Queer edebiyata ya da genel olarak edebiyata bütün bu farklılıklarımızla baktığımızda, belki Cunnigham’ın dediği gibi bize benzemeyenleri okumak istiyoruz ve Sackton’ın altını çizdiği gibi zaten hiçbirimiz birbirimize benzemiyoruz.
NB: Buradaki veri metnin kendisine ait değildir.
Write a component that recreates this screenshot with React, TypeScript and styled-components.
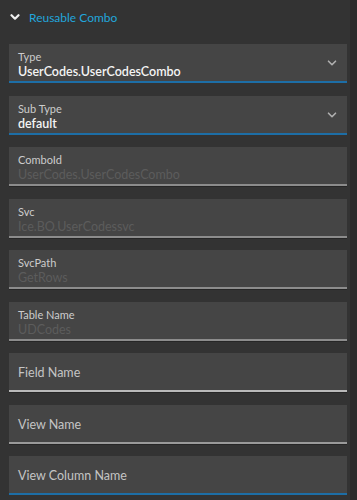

Ancak bütün bu tekillikler ve bize has her şeyin içinde Yakut Orman, Brown’un dediği gibi yalnız hissetmememizi nasıl sağlıyor?
Molly, anlatının birçok yerinde insanların ona dış görünüşü, lezbiyen olması ya da hanım hanımcık giyinmemesi ve davranmaması sebebiyle anormal dediği, saldırganca yaklaştığı, dışlandığı çok sayıda karşılaşma yaşıyor ve hatta bu sebepten “deliler koğuşuna” yatırılıyor. Ancak bu karşılaşmalara dair cümlesi çok net: “Yaşadığımız dünyada insanların mutlu olmasının normal olmadığının farkındayım ve ben mutluyum.”
Kendisine “ucube” dediği tek kısım ise “piç” olduğunu öğrendikten sonra evden kaçıp bir ormana saklandığı an. Günün sonunda Yakut Orman, uyum sağlamayı reddeden bir karakterin hikayesini, üstüne üstüne gelen bir dünyanın karşısına dimdik dikilmesini, bütün bununla beraber en içinde hissettiği kırılganlığı ve peşini hiç bırakmadığı umudu anlatıyor. Ve normlara en çok başkaldıranımızdan en geleneksel hayatlar yaşayanlarımıza kadar tüm insanlar olarak her birimiz, bu hikayede ve bu mücadelede kendimizden bir şeyler bulabiliriz. Bize atananları dört dörtlük taşıyabilmemiz mümkün değil; bunu istesek bile değil, hiçbirimiz için değil… Queer edebiyatın okuru biziz. Hepimiz içimizdeki queeri keşfe çıkabiliriz.